CHALLENGE: Would you quote every entry exactly, dropping only the pictures?

Dataset excerpt

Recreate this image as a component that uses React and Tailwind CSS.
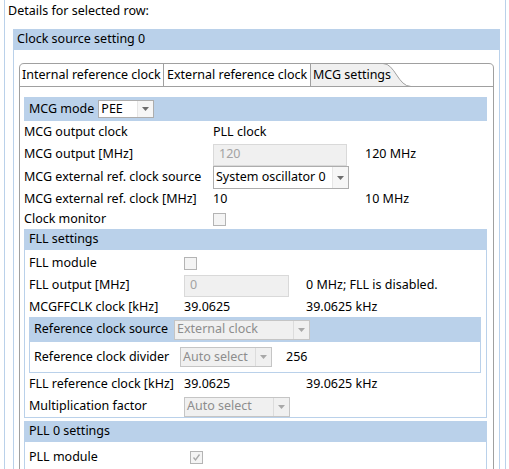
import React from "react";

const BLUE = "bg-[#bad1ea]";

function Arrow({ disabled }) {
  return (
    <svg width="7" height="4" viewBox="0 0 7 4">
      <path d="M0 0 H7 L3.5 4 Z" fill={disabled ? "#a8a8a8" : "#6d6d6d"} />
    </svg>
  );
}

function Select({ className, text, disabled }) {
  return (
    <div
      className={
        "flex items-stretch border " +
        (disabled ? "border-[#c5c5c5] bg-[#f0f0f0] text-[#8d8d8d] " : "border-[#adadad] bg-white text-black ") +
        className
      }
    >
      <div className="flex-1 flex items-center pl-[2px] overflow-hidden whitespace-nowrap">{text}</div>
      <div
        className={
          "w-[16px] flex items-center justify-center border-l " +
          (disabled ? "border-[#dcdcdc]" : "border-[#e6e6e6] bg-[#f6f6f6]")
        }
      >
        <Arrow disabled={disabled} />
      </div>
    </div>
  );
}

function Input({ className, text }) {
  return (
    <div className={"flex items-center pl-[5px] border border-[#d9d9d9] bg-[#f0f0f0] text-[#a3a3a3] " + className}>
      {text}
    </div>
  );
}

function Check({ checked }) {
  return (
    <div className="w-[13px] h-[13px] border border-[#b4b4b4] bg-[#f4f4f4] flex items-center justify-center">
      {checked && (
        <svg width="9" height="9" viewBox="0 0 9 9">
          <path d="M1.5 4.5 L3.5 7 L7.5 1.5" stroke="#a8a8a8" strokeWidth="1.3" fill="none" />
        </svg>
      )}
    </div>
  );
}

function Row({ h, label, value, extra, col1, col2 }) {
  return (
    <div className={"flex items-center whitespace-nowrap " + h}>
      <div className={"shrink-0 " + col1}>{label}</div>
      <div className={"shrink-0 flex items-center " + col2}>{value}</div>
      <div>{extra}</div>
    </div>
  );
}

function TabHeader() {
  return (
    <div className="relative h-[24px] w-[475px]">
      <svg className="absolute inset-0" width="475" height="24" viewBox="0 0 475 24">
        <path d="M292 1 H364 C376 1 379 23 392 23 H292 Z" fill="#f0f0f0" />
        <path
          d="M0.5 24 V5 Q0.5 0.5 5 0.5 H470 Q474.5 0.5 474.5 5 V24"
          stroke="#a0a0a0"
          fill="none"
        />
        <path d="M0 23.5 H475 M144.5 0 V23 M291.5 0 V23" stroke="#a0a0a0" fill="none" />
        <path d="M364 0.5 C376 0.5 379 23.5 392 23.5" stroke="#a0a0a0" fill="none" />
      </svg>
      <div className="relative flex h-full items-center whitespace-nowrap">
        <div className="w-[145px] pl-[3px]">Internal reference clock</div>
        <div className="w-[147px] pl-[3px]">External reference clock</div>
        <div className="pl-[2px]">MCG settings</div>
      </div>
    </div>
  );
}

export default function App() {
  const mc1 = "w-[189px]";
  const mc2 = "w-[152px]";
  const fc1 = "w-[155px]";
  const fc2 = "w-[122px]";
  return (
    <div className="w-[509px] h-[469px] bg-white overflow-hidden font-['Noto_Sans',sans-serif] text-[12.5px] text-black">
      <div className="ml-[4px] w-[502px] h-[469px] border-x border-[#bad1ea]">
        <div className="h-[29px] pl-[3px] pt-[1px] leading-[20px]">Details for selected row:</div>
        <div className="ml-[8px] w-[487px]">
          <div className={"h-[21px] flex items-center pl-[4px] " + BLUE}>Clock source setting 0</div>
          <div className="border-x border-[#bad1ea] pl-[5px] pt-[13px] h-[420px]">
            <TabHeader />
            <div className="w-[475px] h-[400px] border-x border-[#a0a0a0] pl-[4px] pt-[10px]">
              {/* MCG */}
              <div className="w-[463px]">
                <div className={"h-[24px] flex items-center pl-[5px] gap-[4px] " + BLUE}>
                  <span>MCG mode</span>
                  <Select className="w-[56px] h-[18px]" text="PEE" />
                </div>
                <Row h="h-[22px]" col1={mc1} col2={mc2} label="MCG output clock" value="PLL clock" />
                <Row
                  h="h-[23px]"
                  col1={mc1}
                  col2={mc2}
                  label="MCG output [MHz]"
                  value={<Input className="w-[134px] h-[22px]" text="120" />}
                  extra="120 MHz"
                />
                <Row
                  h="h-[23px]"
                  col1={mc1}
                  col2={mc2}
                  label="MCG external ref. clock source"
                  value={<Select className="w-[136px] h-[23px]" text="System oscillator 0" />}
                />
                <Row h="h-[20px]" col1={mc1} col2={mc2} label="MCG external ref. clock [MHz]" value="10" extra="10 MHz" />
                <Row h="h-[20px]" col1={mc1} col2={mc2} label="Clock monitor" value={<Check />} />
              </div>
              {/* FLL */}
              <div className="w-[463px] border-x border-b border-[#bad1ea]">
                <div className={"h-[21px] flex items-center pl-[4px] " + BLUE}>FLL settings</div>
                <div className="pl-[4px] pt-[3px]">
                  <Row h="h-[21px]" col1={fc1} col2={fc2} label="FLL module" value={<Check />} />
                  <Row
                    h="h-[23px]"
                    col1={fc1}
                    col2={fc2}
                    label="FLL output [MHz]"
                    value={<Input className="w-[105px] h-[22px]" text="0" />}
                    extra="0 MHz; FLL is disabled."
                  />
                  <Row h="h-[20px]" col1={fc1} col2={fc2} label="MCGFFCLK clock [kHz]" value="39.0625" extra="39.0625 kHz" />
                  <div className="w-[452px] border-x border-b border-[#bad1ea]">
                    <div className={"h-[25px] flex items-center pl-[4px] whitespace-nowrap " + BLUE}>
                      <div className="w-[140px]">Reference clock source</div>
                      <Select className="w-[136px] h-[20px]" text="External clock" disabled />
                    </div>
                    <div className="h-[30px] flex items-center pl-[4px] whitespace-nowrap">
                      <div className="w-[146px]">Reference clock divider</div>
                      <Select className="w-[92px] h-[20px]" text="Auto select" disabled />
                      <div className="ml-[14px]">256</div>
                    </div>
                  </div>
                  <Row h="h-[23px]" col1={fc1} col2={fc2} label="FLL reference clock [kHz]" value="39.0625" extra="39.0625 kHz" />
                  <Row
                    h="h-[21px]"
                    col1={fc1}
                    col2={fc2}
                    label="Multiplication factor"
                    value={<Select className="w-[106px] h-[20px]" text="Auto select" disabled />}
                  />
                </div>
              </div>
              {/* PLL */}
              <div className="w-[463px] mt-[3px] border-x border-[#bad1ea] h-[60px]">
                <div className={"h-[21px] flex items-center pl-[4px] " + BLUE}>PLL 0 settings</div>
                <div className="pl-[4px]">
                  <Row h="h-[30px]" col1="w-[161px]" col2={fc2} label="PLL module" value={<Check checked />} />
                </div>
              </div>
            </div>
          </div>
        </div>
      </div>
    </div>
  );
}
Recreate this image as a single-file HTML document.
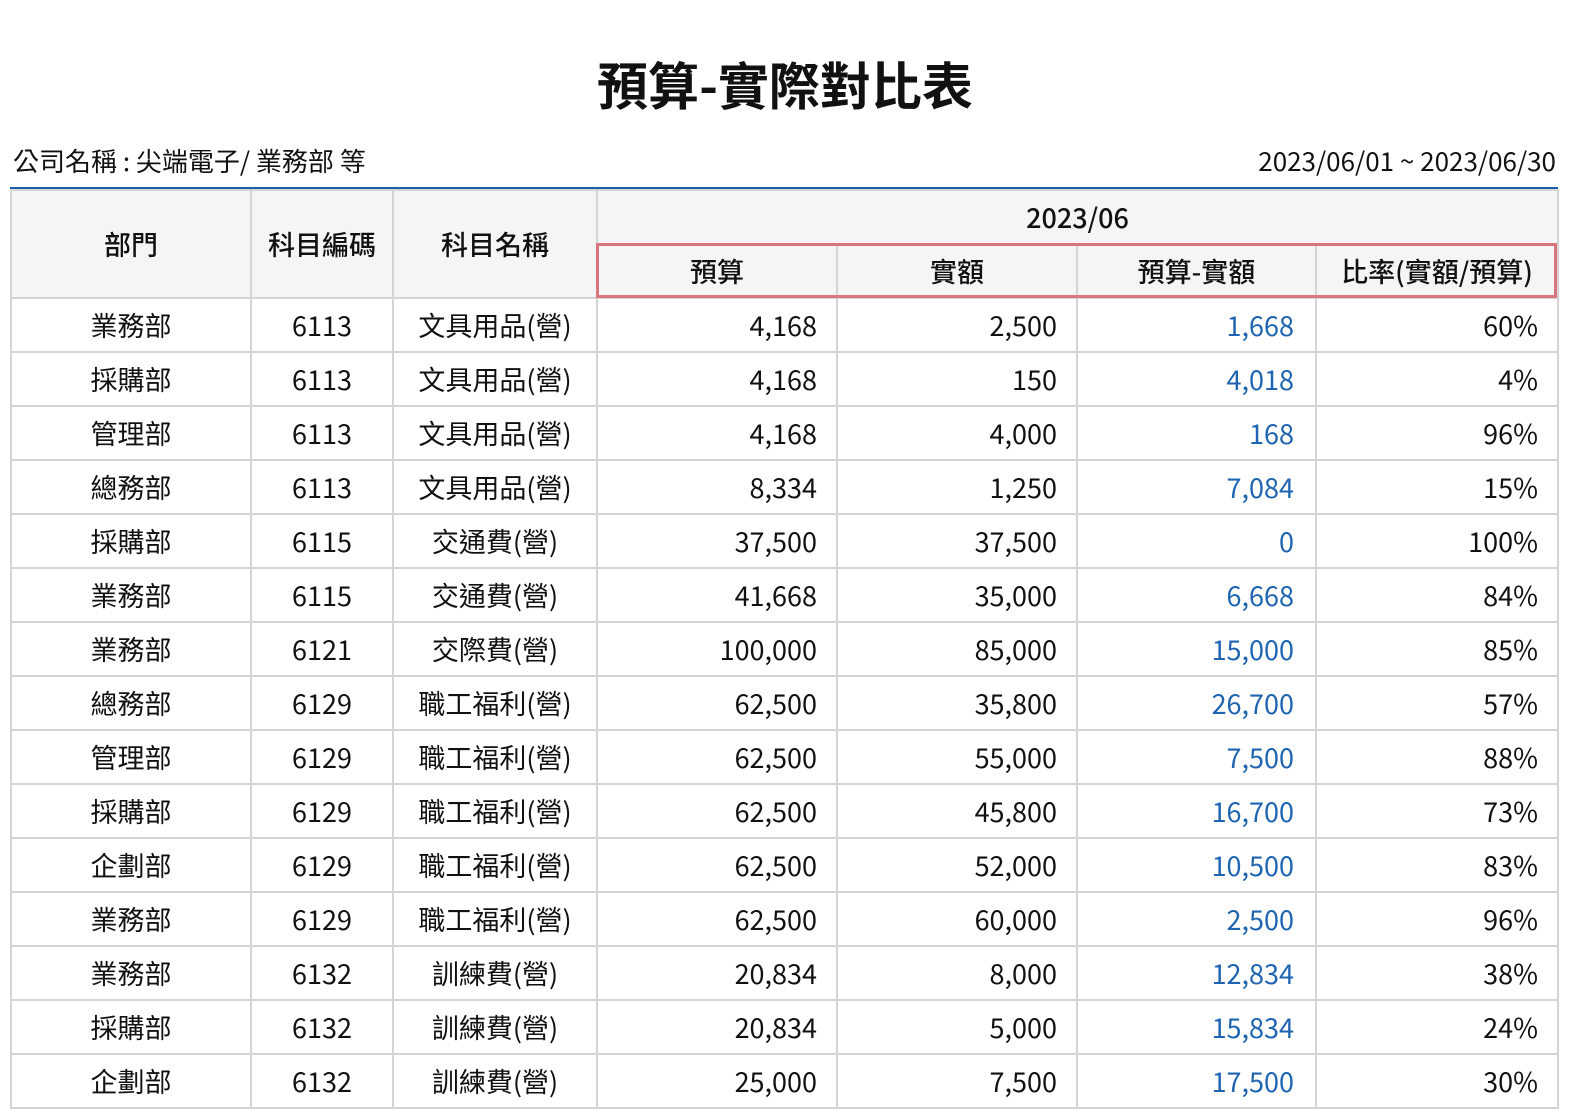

RESULT FOR THIS EXERCISE:
Recreate this image as a component that uses React and Tailwind CSS.
import React from "react";

const BLUE = "bg-[#bad1ea]";

function Arrow({ disabled }) {
  return (
    <svg width="7" height="4" viewBox="0 0 7 4">
      <path d="M0 0 H7 L3.5 4 Z" fill={disabled ? "#a8a8a8" : "#6d6d6d"} />
    </svg>
  );
}

function Select({ className, text, disabled }) {
  return (
    <div
      className={
        "flex items-stretch border " +
        (disabled ? "border-[#c5c5c5] bg-[#f0f0f0] text-[#8d8d8d] " : "border-[#adadad] bg-white text-black ") +
        className
      }
    >
      <div className="flex-1 flex items-center pl-[2px] overflow-hidden whitespace-nowrap">{text}</div>
      <div
        className={
          "w-[16px] flex items-center justify-center border-l " +
          (disabled ? "border-[#dcdcdc]" : "border-[#e6e6e6] bg-[#f6f6f6]")
        }
      >
        <Arrow disabled={disabled} />
      </div>
    </div>
  );
}

function Input({ className, text }) {
  return (
    <div className={"flex items-center pl-[5px] border border-[#d9d9d9] bg-[#f0f0f0] text-[#a3a3a3] " + className}>
      {text}
    </div>
  );
}

function Check({ checked }) {
  return (
    <div className="w-[13px] h-[13px] border border-[#b4b4b4] bg-[#f4f4f4] flex items-center justify-center">
      {checked && (
        <svg width="9" height="9" viewBox="0 0 9 9">
          <path d="M1.5 4.5 L3.5 7 L7.5 1.5" stroke="#a8a8a8" strokeWidth="1.3" fill="none" />
        </svg>
      )}
    </div>
  );
}

function Row({ h, label, value, extra, col1, col2 }) {
  return (
    <div className={"flex items-center whitespace-nowrap " + h}>
      <div className={"shrink-0 " + col1}>{label}</div>
      <div className={"shrink-0 flex items-center " + col2}>{value}</div>
      <div>{extra}</div>
    </div>
  );
}

function TabHeader() {
  return (
    <div className="relative h-[24px] w-[475px]">
      <svg className="absolute inset-0" width="475" height="24" viewBox="0 0 475 24">
        <path d="M292 1 H364 C376 1 379 23 392 23 H292 Z" fill="#f0f0f0" />
        <path
          d="M0.5 24 V5 Q0.5 0.5 5 0.5 H470 Q474.5 0.5 474.5 5 V24"
          stroke="#a0a0a0"
          fill="none"
        />
        <path d="M0 23.5 H475 M144.5 0 V23 M291.5 0 V23" stroke="#a0a0a0" fill="none" />
        <path d="M364 0.5 C376 0.5 379 23.5 392 23.5" stroke="#a0a0a0" fill="none" />
      </svg>
      <div className="relative flex h-full items-center whitespace-nowrap">
        <div className="w-[145px] pl-[3px]">Internal reference clock</div>
        <div className="w-[147px] pl-[3px]">External reference clock</div>
        <div className="pl-[2px]">MCG settings</div>
      </div>
    </div>
  );
}

export default function App() {
  const mc1 = "w-[189px]";
  const mc2 = "w-[152px]";
  const fc1 = "w-[155px]";
  const fc2 = "w-[122px]";
  return (
    <div className="w-[509px] h-[469px] bg-white overflow-hidden font-['Noto_Sans',sans-serif] text-[12.5px] text-black">
      <div className="ml-[4px] w-[502px] h-[469px] border-x border-[#bad1ea]">
        <div className="h-[29px] pl-[3px] pt-[1px] leading-[20px]">Details for selected row:</div>
        <div className="ml-[8px] w-[487px]">
          <div className={"h-[21px] flex items-center pl-[4px] " + BLUE}>Clock source setting 0</div>
          <div className="border-x border-[#bad1ea] pl-[5px] pt-[13px] h-[420px]">
            <TabHeader />
            <div className="w-[475px] h-[400px] border-x border-[#a0a0a0] pl-[4px] pt-[10px]">
              {/* MCG */}
              <div className="w-[463px]">
                <div className={"h-[24px] flex items-center pl-[5px] gap-[4px] " + BLUE}>
                  <span>MCG mode</span>
                  <Select className="w-[56px] h-[18px]" text="PEE" />
                </div>
                <Row h="h-[22px]" col1={mc1} col2={mc2} label="MCG output clock" value="PLL clock" />
                <Row
                  h="h-[23px]"
                  col1={mc1}
                  col2={mc2}
                  label="MCG output [MHz]"
                  value={<Input className="w-[134px] h-[22px]" text="120" />}
                  extra="120 MHz"
                />
                <Row
                  h="h-[23px]"
                  col1={mc1}
                  col2={mc2}
                  label="MCG external ref. clock source"
                  value={<Select className="w-[136px] h-[23px]" text="System oscillator 0" />}
                />
                <Row h="h-[20px]" col1={mc1} col2={mc2} label="MCG external ref. clock [MHz]" value="10" extra="10 MHz" />
                <Row h="h-[20px]" col1={mc1} col2={mc2} label="Clock monitor" value={<Check />} />
              </div>
              {/* FLL */}
              <div className="w-[463px] border-x border-b border-[#bad1ea]">
                <div className={"h-[21px] flex items-center pl-[4px] " + BLUE}>FLL settings</div>
                <div className="pl-[4px] pt-[3px]">
                  <Row h="h-[21px]" col1={fc1} col2={fc2} label="FLL module" value={<Check />} />
                  <Row
                    h="h-[23px]"
                    col1={fc1}
                    col2={fc2}
                    label="FLL output [MHz]"
                    value={<Input className="w-[105px] h-[22px]" text="0" />}
                    extra="0 MHz; FLL is disabled."
                  />
                  <Row h="h-[20px]" col1={fc1} col2={fc2} label="MCGFFCLK clock [kHz]" value="39.0625" extra="39.0625 kHz" />
                  <div className="w-[452px] border-x border-b border-[#bad1ea]">
                    <div className={"h-[25px] flex items-center pl-[4px] whitespace-nowrap " + BLUE}>
                      <div className="w-[140px]">Reference clock source</div>
                      <Select className="w-[136px] h-[20px]" text="External clock" disabled />
                    </div>
                    <div className="h-[30px] flex items-center pl-[4px] whitespace-nowrap">
                      <div className="w-[146px]">Reference clock divider</div>
                      <Select className="w-[92px] h-[20px]" text="Auto select" disabled />
                      <div className="ml-[14px]">256</div>
                    </div>
                  </div>
                  <Row h="h-[23px]" col1={fc1} col2={fc2} label="FLL reference clock [kHz]" value="39.0625" extra="39.0625 kHz" />
                  <Row
                    h="h-[21px]"
                    col1={fc1}
                    col2={fc2}
                    label="Multiplication factor"
                    value={<Select className="w-[106px] h-[20px]" text="Auto select" disabled />}
                  />
                </div>
              </div>
              {/* PLL */}
              <div className="w-[463px] mt-[3px] border-x border-[#bad1ea] h-[60px]">
                <div className={"h-[21px] flex items-center pl-[4px] " + BLUE}>PLL 0 settings</div>
                <div className="pl-[4px]">
                  <Row h="h-[30px]" col1="w-[161px]" col2={fc2} label="PLL module" value={<Check checked />} />
                </div>
              </div>
            </div>
          </div>
        </div>
      </div>
    </div>
  );
}
Recreate this image as a single-file HTML document.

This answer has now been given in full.